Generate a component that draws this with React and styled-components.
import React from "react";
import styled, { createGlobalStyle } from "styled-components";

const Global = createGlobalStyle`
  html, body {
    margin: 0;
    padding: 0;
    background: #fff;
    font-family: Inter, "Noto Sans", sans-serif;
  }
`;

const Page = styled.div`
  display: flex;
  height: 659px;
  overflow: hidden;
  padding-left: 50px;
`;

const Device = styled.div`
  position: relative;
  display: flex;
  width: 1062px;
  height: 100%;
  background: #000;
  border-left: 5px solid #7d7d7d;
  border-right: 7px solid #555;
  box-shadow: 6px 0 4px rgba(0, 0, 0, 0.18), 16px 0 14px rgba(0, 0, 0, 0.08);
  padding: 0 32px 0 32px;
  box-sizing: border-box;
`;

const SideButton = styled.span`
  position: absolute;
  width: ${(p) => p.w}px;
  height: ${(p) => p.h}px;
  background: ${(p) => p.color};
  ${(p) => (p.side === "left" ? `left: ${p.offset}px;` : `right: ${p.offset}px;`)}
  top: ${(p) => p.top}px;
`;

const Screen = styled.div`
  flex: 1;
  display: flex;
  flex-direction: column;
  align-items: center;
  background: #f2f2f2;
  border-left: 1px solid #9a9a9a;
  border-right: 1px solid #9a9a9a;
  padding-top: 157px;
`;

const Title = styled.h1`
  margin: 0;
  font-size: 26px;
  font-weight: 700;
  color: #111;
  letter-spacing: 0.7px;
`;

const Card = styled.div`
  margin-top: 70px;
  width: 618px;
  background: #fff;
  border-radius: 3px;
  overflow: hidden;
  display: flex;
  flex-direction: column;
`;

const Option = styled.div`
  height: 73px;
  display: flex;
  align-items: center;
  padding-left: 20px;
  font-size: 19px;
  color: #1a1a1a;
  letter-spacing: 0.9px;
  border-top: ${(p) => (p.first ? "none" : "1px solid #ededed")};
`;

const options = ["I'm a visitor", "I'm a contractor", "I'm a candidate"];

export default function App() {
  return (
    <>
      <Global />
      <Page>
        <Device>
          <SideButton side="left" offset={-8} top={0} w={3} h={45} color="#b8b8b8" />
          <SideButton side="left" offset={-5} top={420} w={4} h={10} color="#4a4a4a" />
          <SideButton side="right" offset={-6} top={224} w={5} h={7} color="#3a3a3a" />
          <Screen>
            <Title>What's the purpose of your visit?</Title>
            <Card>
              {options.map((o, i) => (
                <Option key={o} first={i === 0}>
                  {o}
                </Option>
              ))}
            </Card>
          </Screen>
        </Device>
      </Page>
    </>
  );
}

==*==

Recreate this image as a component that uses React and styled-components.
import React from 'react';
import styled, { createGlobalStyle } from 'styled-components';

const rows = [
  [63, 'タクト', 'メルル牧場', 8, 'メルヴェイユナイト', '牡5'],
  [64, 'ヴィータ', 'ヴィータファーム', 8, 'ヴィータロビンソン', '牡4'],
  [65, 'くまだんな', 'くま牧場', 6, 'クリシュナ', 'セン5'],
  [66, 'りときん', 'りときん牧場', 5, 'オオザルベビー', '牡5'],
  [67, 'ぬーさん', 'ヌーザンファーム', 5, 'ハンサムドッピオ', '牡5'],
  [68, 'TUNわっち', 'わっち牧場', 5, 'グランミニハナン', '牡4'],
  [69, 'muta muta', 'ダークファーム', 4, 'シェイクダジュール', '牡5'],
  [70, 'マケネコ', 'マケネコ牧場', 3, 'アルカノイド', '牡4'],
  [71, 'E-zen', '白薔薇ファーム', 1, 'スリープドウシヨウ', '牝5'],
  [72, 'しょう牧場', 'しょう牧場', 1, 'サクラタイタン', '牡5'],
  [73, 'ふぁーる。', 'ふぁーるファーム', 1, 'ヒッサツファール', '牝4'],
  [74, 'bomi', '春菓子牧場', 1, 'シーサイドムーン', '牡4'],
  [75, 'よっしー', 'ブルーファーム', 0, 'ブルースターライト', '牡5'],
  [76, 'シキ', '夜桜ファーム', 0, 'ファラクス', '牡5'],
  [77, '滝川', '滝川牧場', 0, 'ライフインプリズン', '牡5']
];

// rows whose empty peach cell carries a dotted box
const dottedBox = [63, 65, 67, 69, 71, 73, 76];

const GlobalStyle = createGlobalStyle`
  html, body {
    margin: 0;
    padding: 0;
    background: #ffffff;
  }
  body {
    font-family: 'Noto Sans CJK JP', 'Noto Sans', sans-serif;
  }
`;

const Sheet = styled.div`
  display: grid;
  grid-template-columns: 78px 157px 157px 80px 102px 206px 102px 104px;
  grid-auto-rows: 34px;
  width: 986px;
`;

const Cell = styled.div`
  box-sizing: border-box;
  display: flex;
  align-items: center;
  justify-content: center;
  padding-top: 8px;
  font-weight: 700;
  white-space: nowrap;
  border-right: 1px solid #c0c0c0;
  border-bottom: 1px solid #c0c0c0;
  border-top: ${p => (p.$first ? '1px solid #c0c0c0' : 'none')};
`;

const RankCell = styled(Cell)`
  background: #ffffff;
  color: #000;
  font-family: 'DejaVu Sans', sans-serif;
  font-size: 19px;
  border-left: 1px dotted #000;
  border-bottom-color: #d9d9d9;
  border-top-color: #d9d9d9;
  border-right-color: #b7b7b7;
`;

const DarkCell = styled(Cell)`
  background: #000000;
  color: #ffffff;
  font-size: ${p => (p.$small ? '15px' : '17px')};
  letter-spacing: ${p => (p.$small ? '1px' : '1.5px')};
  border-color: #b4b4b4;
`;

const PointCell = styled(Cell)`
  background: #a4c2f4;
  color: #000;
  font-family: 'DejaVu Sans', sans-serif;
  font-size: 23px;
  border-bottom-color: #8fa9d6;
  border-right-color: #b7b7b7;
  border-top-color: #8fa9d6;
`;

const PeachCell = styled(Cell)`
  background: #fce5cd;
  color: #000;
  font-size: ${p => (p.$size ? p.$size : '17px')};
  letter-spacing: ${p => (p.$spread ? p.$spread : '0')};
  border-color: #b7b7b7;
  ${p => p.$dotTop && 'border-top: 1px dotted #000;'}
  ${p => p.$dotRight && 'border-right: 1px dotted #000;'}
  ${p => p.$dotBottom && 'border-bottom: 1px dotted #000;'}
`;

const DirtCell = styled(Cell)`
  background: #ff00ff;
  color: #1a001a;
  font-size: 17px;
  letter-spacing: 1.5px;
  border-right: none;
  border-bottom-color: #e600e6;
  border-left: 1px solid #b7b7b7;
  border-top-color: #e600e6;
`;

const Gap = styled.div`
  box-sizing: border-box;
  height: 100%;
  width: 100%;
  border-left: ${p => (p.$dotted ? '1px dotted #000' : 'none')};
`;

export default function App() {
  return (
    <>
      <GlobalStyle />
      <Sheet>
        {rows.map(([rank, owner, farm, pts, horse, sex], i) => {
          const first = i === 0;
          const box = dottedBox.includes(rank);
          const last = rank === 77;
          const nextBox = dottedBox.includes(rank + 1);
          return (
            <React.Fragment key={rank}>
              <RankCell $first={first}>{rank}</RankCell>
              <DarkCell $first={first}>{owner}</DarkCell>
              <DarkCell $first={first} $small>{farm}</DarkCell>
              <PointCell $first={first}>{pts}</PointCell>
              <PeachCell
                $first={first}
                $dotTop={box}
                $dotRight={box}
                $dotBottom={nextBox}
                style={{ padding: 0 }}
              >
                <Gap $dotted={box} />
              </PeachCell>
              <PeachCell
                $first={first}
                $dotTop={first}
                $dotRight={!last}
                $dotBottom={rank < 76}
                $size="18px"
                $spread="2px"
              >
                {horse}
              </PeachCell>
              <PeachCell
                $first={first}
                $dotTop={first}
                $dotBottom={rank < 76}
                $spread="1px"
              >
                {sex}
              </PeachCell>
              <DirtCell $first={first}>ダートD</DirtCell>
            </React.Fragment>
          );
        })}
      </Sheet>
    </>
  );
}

==*==

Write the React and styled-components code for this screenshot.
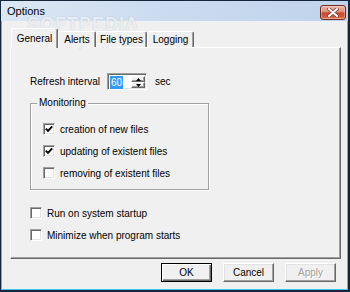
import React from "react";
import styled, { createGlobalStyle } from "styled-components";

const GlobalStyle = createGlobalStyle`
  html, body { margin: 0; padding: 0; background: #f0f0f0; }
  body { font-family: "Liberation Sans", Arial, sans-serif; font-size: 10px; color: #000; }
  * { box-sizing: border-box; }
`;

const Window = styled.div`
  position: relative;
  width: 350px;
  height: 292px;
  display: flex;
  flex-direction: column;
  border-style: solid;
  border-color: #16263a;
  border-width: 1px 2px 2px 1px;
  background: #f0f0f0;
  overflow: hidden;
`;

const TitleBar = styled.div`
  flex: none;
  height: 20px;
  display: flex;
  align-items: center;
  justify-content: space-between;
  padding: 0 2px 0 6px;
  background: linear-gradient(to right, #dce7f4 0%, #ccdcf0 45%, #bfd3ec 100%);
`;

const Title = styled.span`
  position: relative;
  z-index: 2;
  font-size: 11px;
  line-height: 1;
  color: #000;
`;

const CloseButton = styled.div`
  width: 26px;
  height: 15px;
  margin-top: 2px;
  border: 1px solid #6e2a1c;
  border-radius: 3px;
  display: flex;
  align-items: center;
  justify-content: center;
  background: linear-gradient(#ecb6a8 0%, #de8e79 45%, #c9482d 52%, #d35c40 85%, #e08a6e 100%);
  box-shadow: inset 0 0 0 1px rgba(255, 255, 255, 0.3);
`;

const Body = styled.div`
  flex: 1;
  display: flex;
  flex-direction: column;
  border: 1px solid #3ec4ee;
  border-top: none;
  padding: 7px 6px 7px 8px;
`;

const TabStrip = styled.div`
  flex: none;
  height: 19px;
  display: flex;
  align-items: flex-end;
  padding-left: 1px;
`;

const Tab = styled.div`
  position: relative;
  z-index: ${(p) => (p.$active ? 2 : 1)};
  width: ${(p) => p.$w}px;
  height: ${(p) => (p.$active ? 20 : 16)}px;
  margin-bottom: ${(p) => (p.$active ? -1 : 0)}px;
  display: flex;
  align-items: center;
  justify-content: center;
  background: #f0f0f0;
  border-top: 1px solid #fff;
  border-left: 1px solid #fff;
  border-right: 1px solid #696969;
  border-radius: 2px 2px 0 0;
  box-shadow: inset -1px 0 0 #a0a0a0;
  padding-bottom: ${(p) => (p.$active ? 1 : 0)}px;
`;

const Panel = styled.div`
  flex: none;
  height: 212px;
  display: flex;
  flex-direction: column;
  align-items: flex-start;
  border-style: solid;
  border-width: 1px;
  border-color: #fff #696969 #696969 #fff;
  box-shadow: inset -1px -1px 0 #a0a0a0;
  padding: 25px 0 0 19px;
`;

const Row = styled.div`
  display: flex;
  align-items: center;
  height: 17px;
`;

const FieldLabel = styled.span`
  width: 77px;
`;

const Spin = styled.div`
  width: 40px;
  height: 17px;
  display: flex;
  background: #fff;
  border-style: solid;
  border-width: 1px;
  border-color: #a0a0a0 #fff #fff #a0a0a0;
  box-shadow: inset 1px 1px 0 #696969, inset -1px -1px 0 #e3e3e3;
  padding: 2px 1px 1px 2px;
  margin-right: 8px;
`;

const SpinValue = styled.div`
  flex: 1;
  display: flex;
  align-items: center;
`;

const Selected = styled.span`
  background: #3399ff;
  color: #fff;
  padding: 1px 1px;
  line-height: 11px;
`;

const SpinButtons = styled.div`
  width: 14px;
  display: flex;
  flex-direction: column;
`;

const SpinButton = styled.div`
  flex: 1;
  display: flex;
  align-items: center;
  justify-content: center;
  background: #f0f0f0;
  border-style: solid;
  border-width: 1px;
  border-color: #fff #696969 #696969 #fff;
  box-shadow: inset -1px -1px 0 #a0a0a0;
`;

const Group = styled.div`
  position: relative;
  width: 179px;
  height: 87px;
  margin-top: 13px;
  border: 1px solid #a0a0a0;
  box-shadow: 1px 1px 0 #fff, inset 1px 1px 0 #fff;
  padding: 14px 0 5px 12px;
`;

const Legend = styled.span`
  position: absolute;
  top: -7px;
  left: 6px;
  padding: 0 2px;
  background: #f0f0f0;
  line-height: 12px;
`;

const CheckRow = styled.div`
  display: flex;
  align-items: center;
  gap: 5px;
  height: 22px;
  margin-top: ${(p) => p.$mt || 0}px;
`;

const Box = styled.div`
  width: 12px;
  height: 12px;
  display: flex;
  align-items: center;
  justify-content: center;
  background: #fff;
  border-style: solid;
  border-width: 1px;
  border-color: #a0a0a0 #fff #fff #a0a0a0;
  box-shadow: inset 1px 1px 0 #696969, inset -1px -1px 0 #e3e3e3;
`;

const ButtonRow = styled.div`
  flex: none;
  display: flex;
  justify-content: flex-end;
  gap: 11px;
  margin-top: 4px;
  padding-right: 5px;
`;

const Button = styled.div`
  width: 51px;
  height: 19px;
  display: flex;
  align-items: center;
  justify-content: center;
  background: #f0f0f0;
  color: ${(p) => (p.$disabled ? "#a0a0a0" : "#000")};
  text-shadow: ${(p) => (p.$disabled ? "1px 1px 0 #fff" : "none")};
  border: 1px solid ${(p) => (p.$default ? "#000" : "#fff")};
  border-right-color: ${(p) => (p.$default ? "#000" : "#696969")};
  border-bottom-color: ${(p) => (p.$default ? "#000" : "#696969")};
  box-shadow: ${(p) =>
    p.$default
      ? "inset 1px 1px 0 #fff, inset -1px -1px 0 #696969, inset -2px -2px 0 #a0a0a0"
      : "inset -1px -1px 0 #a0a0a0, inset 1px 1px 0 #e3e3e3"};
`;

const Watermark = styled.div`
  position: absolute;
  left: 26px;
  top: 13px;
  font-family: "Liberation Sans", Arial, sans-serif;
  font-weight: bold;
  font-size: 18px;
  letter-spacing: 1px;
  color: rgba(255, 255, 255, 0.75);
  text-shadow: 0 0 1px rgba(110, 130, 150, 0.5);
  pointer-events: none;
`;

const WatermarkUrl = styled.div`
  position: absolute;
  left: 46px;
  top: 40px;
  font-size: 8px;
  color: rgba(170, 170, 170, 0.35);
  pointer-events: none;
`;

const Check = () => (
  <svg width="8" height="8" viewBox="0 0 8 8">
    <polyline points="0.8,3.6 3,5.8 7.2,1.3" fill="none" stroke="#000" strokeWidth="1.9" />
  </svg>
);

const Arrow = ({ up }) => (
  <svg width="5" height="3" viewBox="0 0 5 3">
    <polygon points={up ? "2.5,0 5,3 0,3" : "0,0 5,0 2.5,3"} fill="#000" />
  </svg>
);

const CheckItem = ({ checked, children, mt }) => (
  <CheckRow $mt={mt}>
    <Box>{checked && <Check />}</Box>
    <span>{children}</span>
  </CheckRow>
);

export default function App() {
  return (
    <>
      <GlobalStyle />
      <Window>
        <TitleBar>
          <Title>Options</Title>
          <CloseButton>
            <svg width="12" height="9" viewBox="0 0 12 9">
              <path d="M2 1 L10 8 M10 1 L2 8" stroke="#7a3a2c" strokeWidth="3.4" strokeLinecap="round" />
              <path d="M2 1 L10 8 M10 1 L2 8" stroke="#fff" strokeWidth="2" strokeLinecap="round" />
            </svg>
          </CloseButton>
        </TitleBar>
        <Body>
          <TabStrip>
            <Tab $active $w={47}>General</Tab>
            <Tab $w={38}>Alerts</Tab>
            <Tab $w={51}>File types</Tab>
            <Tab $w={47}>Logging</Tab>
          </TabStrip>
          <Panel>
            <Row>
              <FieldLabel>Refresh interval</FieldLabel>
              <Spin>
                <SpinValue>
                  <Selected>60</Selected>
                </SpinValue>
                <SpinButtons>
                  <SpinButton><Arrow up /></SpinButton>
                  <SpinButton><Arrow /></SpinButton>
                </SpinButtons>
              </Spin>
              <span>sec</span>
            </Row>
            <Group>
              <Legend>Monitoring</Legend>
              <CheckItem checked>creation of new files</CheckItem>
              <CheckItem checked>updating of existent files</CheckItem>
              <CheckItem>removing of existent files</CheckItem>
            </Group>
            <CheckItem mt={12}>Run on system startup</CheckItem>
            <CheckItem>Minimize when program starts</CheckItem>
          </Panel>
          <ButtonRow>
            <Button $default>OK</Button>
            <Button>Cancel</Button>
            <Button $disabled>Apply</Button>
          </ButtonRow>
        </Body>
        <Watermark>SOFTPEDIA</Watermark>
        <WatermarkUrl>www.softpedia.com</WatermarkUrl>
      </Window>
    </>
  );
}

==*==

Goal of the exercise: Find the lines above holding the word "React" and show them.

In response:
Generate a component that draws this with React and styled-components.
import React from "react";
Recreate this image as a component that uses React and styled-components.
import React from 'react';
            <React.Fragment key={rank}>
            </React.Fragment>
Write the React and styled-components code for this screenshot.
import React from "react";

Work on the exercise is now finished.